Auf nach Venedig! Schon lange freut sich Marek auf diese Reise. Aus den phantastischen Erzählungen seiner Eltern und Tanten von den Plätzen, Kathedralen, den Lagunen und Brücken hat er sich eine Stadt der Träume gebaut und wartet nun sehnsüchtig auf das Abenteuer. Doch als die Abreise näher rückt, zeichnet sich am Horizont das Herannahen des zweiten Weltkrieges ab. Statt gen Süden geht die Fahrt nun ins polnische Hinterland zu Tante Weronika. Nach und nach treffen immer weitere Verwandte ein, Cousinen, Tanten, Mareks Bruder, sie alle finden bei Weronika sichere Zuflucht und heitere Zuversicht. Sie besitzt nicht nur eine prachtvolle Villa samt herrlichem Obstgarten, sondern auch eine blühende Phantasie und einen schwärmerischen Sinn für alles Schöne. So wird ein Wasserschaden im weitläufigen Kellergewölbe kurzerhand zur mirakulösen Thermalquelle erklärt. Und der neunjährige Marek sieht im Sommer 1939 doch noch sein Venedig, ohne auch nur einen Kilometer zu reisen – viel leuchtender, als es in Wirklichkeit je hätte sein können.
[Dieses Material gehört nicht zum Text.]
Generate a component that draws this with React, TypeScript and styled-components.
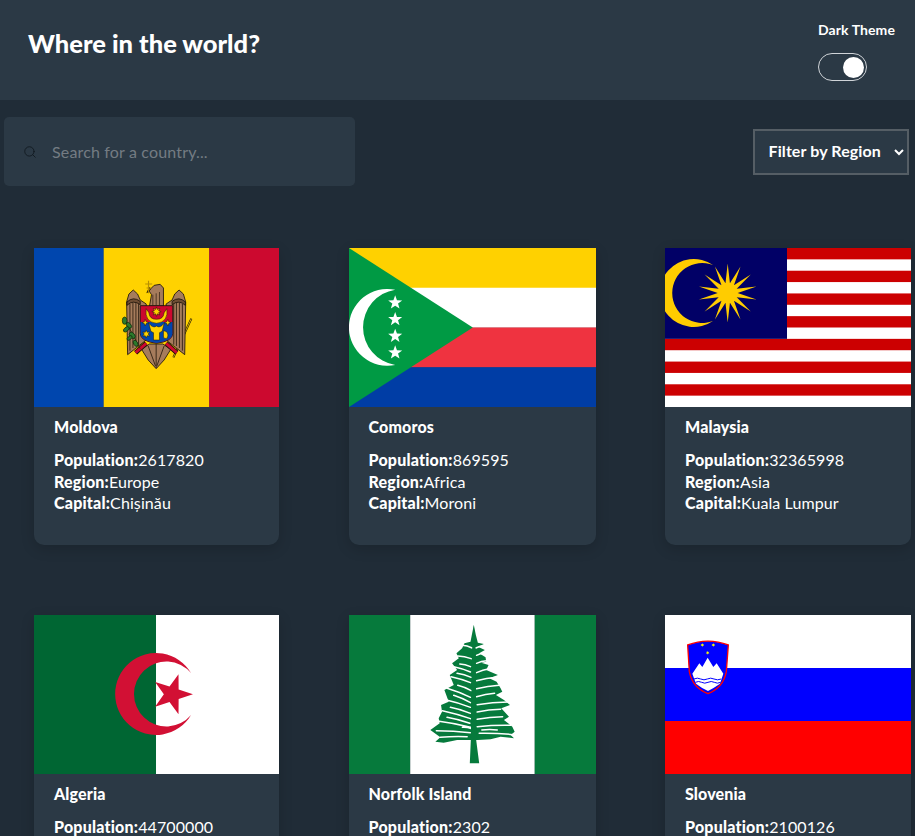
import React from "react";
import styled, { createGlobalStyle } from "styled-components";
import { Search } from "lucide-react";

const GlobalStyle = createGlobalStyle`
  html, body { margin: 0; height: 100%; overflow: hidden; background: #202c37; }
  * { box-sizing: border-box; }
  body { font-family: "Lato", "Open Sans", sans-serif; color: #fff; }
`;

const Page = styled.div`
  width: 915px;
  height: 836px;
  overflow: hidden;
  background: #202c37;
`;
const Header = styled.header`
  height: 100px;
  background: #2b3945;
  display: flex;
  justify-content: space-between;
  padding: 0 20px 0 28px;
`;
const Title = styled.h1`
  margin: 28px 0 0;
  font-size: 25.5px;
  line-height: 30px;
  font-weight: 900;
`;
const ThemeBox = styled.div`
  display: flex;
  flex-direction: column;
  align-items: flex-start;
  padding-top: 21px;
`;
const ThemeLabel = styled.span`
  font-size: 14px;
  line-height: 18px;
  font-weight: 700;
  letter-spacing: 0.1px;
`;
const Toggle = styled.div`
  margin-top: 14px;
  width: 49.5px;
  height: 28px;
  border: 1.5px solid #d0d4d8;
  border-radius: 14px;
  display: flex;
  align-items: center;
  justify-content: flex-end;
  padding-right: 2.5px;
`;
const Knob = styled.div`
  width: 21px;
  height: 21px;
  border-radius: 50%;
  background: #fff;
`;
const Controls = styled.div`
  display: flex;
  justify-content: space-between;
  align-items: center;
  padding: 17px 6px 0 4px;
`;
const SearchBox = styled.label`
  width: 351px;
  height: 69px;
  background: #2b3945;
  border-radius: 5px;
  display: flex;
  align-items: center;
  padding-left: 18.5px;
  gap: 15.5px;
  color: #10181f;
`;
const SearchInput = styled.input`
  flex: 1;
  min-width: 0;
  height: 22px;
  margin-top: -1px;
  padding: 0;
  background: transparent;
  border: 0;
  outline: 0;
  color: #fff;
  font: 400 16px "Lato", sans-serif;
  letter-spacing: 0.16px;
  &::placeholder { color: #747c83; opacity: 1; }
`;
const RegionSelect = styled.select`
  width: 156px;
  height: 46px;
  background: #2b3945;
  border: 2px solid #555e65;
  border-radius: 0;
  color: #fff;
  font: 700 16px "Lato", sans-serif;
  letter-spacing: 0.1px;
  padding: 0 0 2px 9.5px;
  outline: 0;
`;
const Grid = styled.main`
  display: grid;
  grid-template-columns: 245px 247px 246px;
  column-gap: 69.5px;
  row-gap: 70px;
  padding: 62px 0 0 34px;
`;
const Card = styled.article`
  height: 297px;
  background: #2b3945;
  border-radius: 0 0 10px 10px;
  box-shadow: 0 4px 14px rgba(0, 0, 0, 0.16);
`;
const FlagSvg = styled.svg`
  display: block;
  width: 100%;
  height: 159px;
`;
const Info = styled.div`
  padding: 9px 20px 0;
`;
const Name = styled.h2`
  margin: 0 0 11px;
  font-size: 16px;
  line-height: 22px;
  font-weight: 900;
  letter-spacing: 0.15px;
`;
const Fact = styled.p`
  margin: 0;
  font-size: 16px;
  line-height: 21.6px;
  font-weight: 400;
  letter-spacing: 0.1px;
  b { font-weight: 900; letter-spacing: 0.2px; }
`;

const star = (cx: number, cy: number, n: number, R: number, r: number, rot = -90) => {
  const pts: string[] = [];
  for (let i = 0; i < n * 2; i++) {
    const a = ((rot + (i * 180) / n) * Math.PI) / 180;
    const d = i % 2 === 0 ? R : r;
    pts.push(`${(cx + d * Math.cos(a)).toFixed(2)},${(cy + d * Math.sin(a)).toFixed(2)}`);
  }
  return pts.join(" ");
};

const Flag: React.FC<{ children: React.ReactNode }> = ({ children }) => (
  <FlagSvg viewBox="0 0 246 159" preserveAspectRatio="none">{children}</FlagSvg>
);

const Moldova = () => (
  <Flag>
    <rect width="70" height="159" fill="#0046ae" />
    <rect x="70" width="106" height="159" fill="#ffd200" />
    <rect x="176" width="70" height="159" fill="#cc092f" />
    <g transform="translate(66 12) scale(.3333)" stroke="#1a1208" strokeWidth="2.5" strokeLinejoin="round">
      <path d="M276 176 L222 292" stroke="#1a1208" strokeWidth="6" fill="none" />
      <path d="M276 176 L222 292" stroke="#d9b000" strokeWidth="3" fill="none" />
      <path d="M84 284 L81 126 L88 102 L101 90 L114 102 L122 120 L140 132 L140 240 L112 262 Z" fill="#a67c5c" />
      <path d="M256 284 L259 126 L252 102 L239 90 L226 102 L218 120 L200 132 L200 240 L228 262 Z" fill="#a67c5c" />
      <path d="M82 126 Q101 108 122 124 L122 134 Q101 118 82 136 Z M258 126 Q239 108 218 124 L218 134 Q239 118 258 136 Z" fill="#6f4e34" />
      <path d="M91 272 V132 M100 264 V128 M109 258 V128 M117 254 V130 M249 272 V132 M240 264 V128 M231 258 V128 M223 254 V130" fill="none" stroke="#3c2a1a" strokeWidth="3" />
      <path d="M150 138 L156 104 L148 92 L164 76 L182 73 L192 84 L192 138 Z" fill="#a67c5c" />
      <path d="M160 104 V136 M170 100 V136 M180 96 V136" stroke="#3c2a1a" strokeWidth="2.5" fill="none" />
      <path d="M152 90 L142 98 L150 82 Z" fill="#d9a300" />
      <path d="M147 62 V100 M137 72 H158 M141 84 H154" stroke="#b88f00" strokeWidth="3.5" fill="none" />
      <path d="M126 268 L146 300 L170 326 L194 300 L214 268 L190 252 L150 252 Z" fill="#a67c5c" />
      <path d="M146 258 L168 318 M170 252 V324 M194 258 L172 318" stroke="#3c2a1a" strokeWidth="3" fill="none" />
      <path d="M108 278 L140 250" stroke="#1a1208" strokeWidth="14" fill="none" />
      <path d="M108 278 L140 250" stroke="#cc092f" strokeWidth="9" fill="none" />
      <path d="M232 278 L200 250" stroke="#1a1208" strokeWidth="14" fill="none" />
      <path d="M232 278 L200 250" stroke="#cc092f" strokeWidth="9" fill="none" />
      <path d="M74 176 L122 266" stroke="#3d2a10" strokeWidth="3" fill="none" />
      <g fill="#2c7a2c" stroke="#10260c" strokeWidth="2">
        <ellipse cx="75" cy="182" rx="7" ry="11" />
        <ellipse cx="88" cy="196" rx="6" ry="10" transform="rotate(-40 88 196)" />
        <ellipse cx="80" cy="208" rx="6" ry="10" transform="rotate(50 80 208)" />
        <ellipse cx="98" cy="226" rx="7" ry="11" transform="rotate(-40 98 226)" />
        <ellipse cx="90" cy="234" rx="5" ry="9" transform="rotate(50 90 234)" />
        <ellipse cx="108" cy="250" rx="6" ry="10" transform="rotate(-30 108 250)" />
      </g>
      <path d="M122 137 H220 V220 Q220 244 171 250 Q122 244 122 220 Z" fill="#cc092f" />
      <path d="M123 186 H219 V220 Q219 243 171 249 Q123 243 123 220 Z" fill="#0046ae" stroke="none" />
      <path d="M140 146 Q134 186 171 190 Q208 186 202 146 L194 158 Q192 178 171 178 Q150 178 148 158 Z" fill="#ffd200" strokeWidth="1.5" />
      <polygon points={star(171, 155, 8, 14, 7)} fill="#ffd200" strokeWidth="1.5" />
      <path d="M148 190 Q160 206 171 198 Q182 206 194 190 L188 214 L180 218 L180 240 L162 240 L162 218 L154 214 Z" fill="#ffd200" strokeWidth="1.5" />
      <polygon points={star(137, 188, 4, 10, 4)} fill="#ffd200" strokeWidth="1.5" />
      <polygon points={star(205, 188, 4, 10, 4)} fill="#ffd200" strokeWidth="1.5" />
      <polygon points={star(140, 222, 6, 12, 6)} fill="#ffd200" strokeWidth="1.5" />
      <path d="M192 212 Q210 214 204 234 Q196 238 192 232 Z" fill="#ffd200" strokeWidth="1.5" />
    </g>
  </Flag>
);

const Comoros = () => (
  <Flag>
    <rect width="246" height="40" fill="#ffd100" />
    <rect y="39.75" width="246" height="40" fill="#fff" />
    <rect y="79.5" width="246" height="40" fill="#ef3340" />
    <rect y="119.25" width="246" height="40" fill="#003da5" />
    <polygon points="0,0 123.3,79.5 0,159" fill="#009a44" />
    <g transform="translate(0 -8) scale(.3333)">
      <path d="M138 149 A115.3 115.3 0 1 0 138 375 A114.5 114.5 0 0 1 138 149 Z" fill="#fff" />
      {[188, 238, 288, 338].map((y) => (
        <polygon key={y} points={star(138, y, 5, 22, 9)} fill="#fff" />
      ))}
    </g>
  </Flag>
);

const Malaysia = () => (
  <Flag>
    <rect width="246" height="159" fill="#fff" />
    {Array.from({ length: 7 }, (_, i) => (
      <rect key={i} y={(i * 2 * 159) / 14} width="246" height={159 / 14} fill="#cc0001" />
    ))}
    <rect width="122" height={(159 * 8) / 14} fill="#010066" />
    <path d="M48 17 A34 34 0 1 0 48 73 A30 30 0 1 1 48 17 Z" fill="#fc0" />
    <polygon points={star(62.7, 45, 14, 29.5, 10)} fill="#fc0" />
  </Flag>
);

const Algeria = () => (
  <Flag>
    <rect width="246" height="159" fill="#fff" />
    <rect width="122.5" height="159" fill="#006633" />
    <path d="M157.7 58 A41 41 0 1 0 157.7 100 A32.5 32.5 0 1 1 157.7 58 Z" fill="#d21034" />
    <polygon points={star(138.6, 79.3, 5, 21, 8.2, 0)} fill="#d21034" />
  </Flag>
);

const treeOutline =
  "M160 15 L166 45 L172 68 L190 72 L172 80 L193 90 L176 100 L195 112 L197 125 L182 128 L204 135 L197 150 L232 165 L206 175 L228 185 L240 205 L245 215 L226 225 L250 240 L268 255 L242 265 L265 290 L250 300 L275 320 L282 335 L270 345 L280 355 L240 350 L210 358 L172 360 L150 360 L110 360 L70 368 L45 365 L60 352 L30 330 L58 310 L55 295 L65 275 L62 255 L85 245 L72 210 L100 195 L88 165 L110 150 L95 130 L115 115 L108 100 L125 85 L132 70 L150 65 L155 40 Z";

const treeSlits = (() => {
  const left = [[125,76,155,84],[112,108,152,116],[100,140,150,156],[118,132,150,140],[92,170,150,188],[110,160,152,172],[80,205,150,232],[112,196,152,212],[78,240,150,262],[100,226,150,248],[66,272,150,296],[90,262,150,280],[56,304,150,322],[80,292,148,310],[48,332,150,338],[126,322,152,326],[60,352,140,350]];
  const right = [[166,84,188,78],[168,106,192,100],[168,130,198,122],[168,158,206,146],[168,182,228,172],[168,206,236,196],[168,230,222,220],[170,254,262,246],[170,276,240,268],[170,298,246,290],[170,320,270,316],[176,340,278,344],[184,330,230,330]];
  return [...left, ...right]
    .map(([x1, y1, x2, y2]) => `M${x1} ${y1} Q${(x1 + x2) / 2} ${(y1 + y2) / 2 - 3} ${x2} ${y2}`)
    .join(" ");
})();

const Norfolk = () => (
  <Flag>
    <rect width="61" height="159" fill="#067a3c" />
    <rect x="61" width="124" height="159" fill="#fff" />
    <rect x="185" width="61" height="159" fill="#067a3c" />
    <g transform="translate(71 5) scale(.3333)" fill="#067a3c">
      <path d={treeOutline} />
      <path d={treeSlits} fill="none" stroke="#fff" strokeWidth="4.5" strokeLinecap="round" />
      <path d="M160 14 L165 90 L167 360 L176 430 L148 430 L151 360 L155 90 Z" />
    </g>
  </Flag>
);

const Slovenia = () => (
  <Flag>
    <rect width="246" height="53" fill="#fff" />
    <rect y="53" width="246" height="53" fill="#00f" />
    <rect y="106" width="246" height="53" fill="#f00" />
    <g transform="translate(-5 -10) scale(.3333)">
      <path d="M83 120 Q144 97 205 120 L199 200 Q190 248 144 266 Q97 248 88 200 Z" fill="#00f" stroke="#f00" strokeWidth="4" />
      <path d="M97 206 L118 175 L127 186 L143 158 L160 186 L170 175 L190 206 L180 236 Q160 250 144 258 Q126 250 108 236 Z" fill="#fff" />
      <path d="M102 222 q10 -5 20 0 t20 0 t20 0 t22 0 M106 232 q10 -5 19 0 t19 0 t19 0 t19 0" fill="none" stroke="#00f" strokeWidth="3" />
      {[[127, 120], [160, 120], [143, 143]].map(([x, y]) => (
        <polygon key={x} points={star(x, y, 6, 6, 2.5)} fill="#ff0" />
      ))}
    </g>
  </Flag>
);

const countries = [
  { name: "Moldova", population: 2617820, region: "Europe", capital: "Chișinău", flag: <Moldova /> },
  { name: "Comoros", population: 869595, region: "Africa", capital: "Moroni", flag: <Comoros /> },
  { name: "Malaysia", population: 32365998, region: "Asia", capital: "Kuala Lumpur", flag: <Malaysia /> },
  { name: "Algeria", population: 44700000, region: "Africa", capital: "Algiers", flag: <Algeria /> },
  { name: "Norfolk Island", population: 2302, region: "Oceania", capital: "Kingston", flag: <Norfolk /> },
  { name: "Slovenia", population: 2100126, region: "Europe", capital: "Ljubljana", flag: <Slovenia /> },
];

export default function App() {
  return (
    <Page>
      <GlobalStyle />
      <Header>
        <Title>Where in the world?</Title>
        <ThemeBox>
          <ThemeLabel>Dark Theme</ThemeLabel>
          <Toggle><Knob /></Toggle>
        </ThemeBox>
      </Header>
      <Controls>
        <SearchBox>
          <Search size={14} strokeWidth={1.5} />
          <SearchInput placeholder="Search for a country..." />
        </SearchBox>
        <RegionSelect defaultValue="">
          <option value="">Filter by Region</option>
          <option>Africa</option>
          <option>Americas</option>
          <option>Asia</option>
          <option>Europe</option>
          <option>Oceania</option>
        </RegionSelect>
      </Controls>
      <Grid>
        {countries.map((c) => (
          <Card key={c.name}>
            {c.flag}
            <Info>
              <Name>{c.name}</Name>
              <Fact><b>Population:</b>{c.population}</Fact>
              <Fact><b>Region:</b>{c.region}</Fact>
              <Fact><b>Capital:</b>{c.capital}</Fact>
            </Info>
          </Card>
        ))}
      </Grid>
    </Page>
  );
}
Dieser kurze, naiv-tragische Roman ist eine hinreißende literarische Entdeckung. Dem polnischen Autor Wlodimierz Odojewski, Jahrgang 1930, gelingt das Kunststück, glaubwürdig aus der Perspektive eines Kindes zu erzählen. Wir erleben einen herrlichen Sommer, aber auch den Beginn von Krieg und Flucht mit den wachen Sinnen eines kleinen Jungen, der nichts versteht und doch binnen weniger Wochen erwachsen werden muss. Seine liebevollen Tanten setzen alles daran, den düsteren Ereignissen die Macht des Träumens entgegenzusetzen. „Die Phantasie kann in den allerschrecklichsten Augenblicken eine Zuflucht sein…“, erklärt Tante Weronika und schafft Marek und seinen Cousinen inmitten der bedrohlichen Kulisse eine poetische, von bunten Lampions erleuchtete Idylle. Doch ein Mittel gegen das Erwachsenwerden kennt selbst die tolle Tante nicht.

Unmöglich, von dieser außerordentlichen Erzählung nicht berührt zu sein. Wer noch ein kleines, besonderes sucht, dem sei das schön gestaltete Buch sehr empfohlen.

© 2007 Christiane Krautscheid / Albiez (Erstabdruck Gate – Das Airport Magazin 49, Winter 2007/08)

Wlodzimierz Odojewski: Ein Sommer in Venedig. SchirmerGraf Verlag. München 2007.